Organizers of Harvard University’s “Sex Week” event have added a new workshop this year aimed at teaching students the joys of anal sex. Anyone bothered by the workshop is obviously “repressed” and hates gays and women, says one of the organizers.
One of the organizers of “sex week,” co-president of Sexual Health Education & Advocacy Throughout Harvard (SHEATH) Kirin Gupta, spoke to MTV and denigrated those who have criticized Sex Week in general and her anal sex workshop in particular.
Gupta, who was the 2012 “Global Citizen of the Year,” insisted that anyone who criticized her anal workshop, titled “What What In The Butt,” were just a bunch of haters.
Saying that “What What In The Butt” added “something that was missing” during past Sex Week celebrations, Gupta admitted that there has been some criticism of the workshop. But these critics just hate gays, she decided.
“The conservative backlash speaks to the latent homophobia that society thinks so often it has gotten over, and has not. It speaks to these residual prejudices that people [have] when faced with a reality they’re not willing to acknowledge or respect,” she said.

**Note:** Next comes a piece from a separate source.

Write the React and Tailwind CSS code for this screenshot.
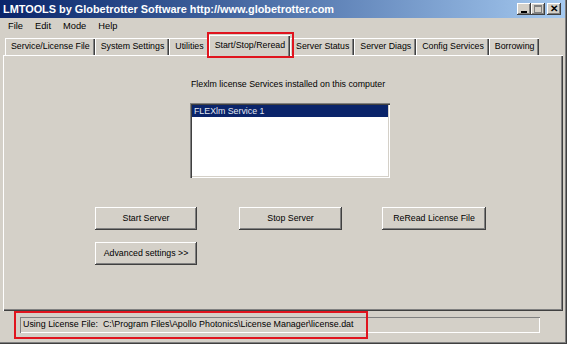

The workshop, Gupta said, was “important” and gave sex partners a chance to “get an education and talk about” each other’s needs.
Gupta went on to defend her anal sex workshop by saying that people “shouldn’t have to shamefully Google in your room at night” just to learn about anal sex.
Gupta also felt that Sex Week helped destroy the old stereotypes about Harvard.
“A lot of people think of Harvard as [having] old-school, ivory tower, Northeastern Protestant puritan morality–this abstinent or sexually repressed attitude toward intimacy. Part of why Harvard Sex Week exists is to open the dialogue about sex in whatever forms it is taking place,” she said.
But Gupta was also happy to help the old social mores “crumble.”
“I would say that the idea America has a crumbling morality, that we have some kind of morality that’s standing, is built on repressive patriarchal conceptions of sex and sexuality,” she claimed. “So if that’s crumbling, then let it crumble.”
Finally, the student activist noted that her anal sex workshop and Sex Week were all part of a “moral enterprise.”
Sex Week festivities began on the nation’s campuses when Yale University hosted the first such event in 2002. Since then more than a dozen universities and colleges across the country have held Sex Week events.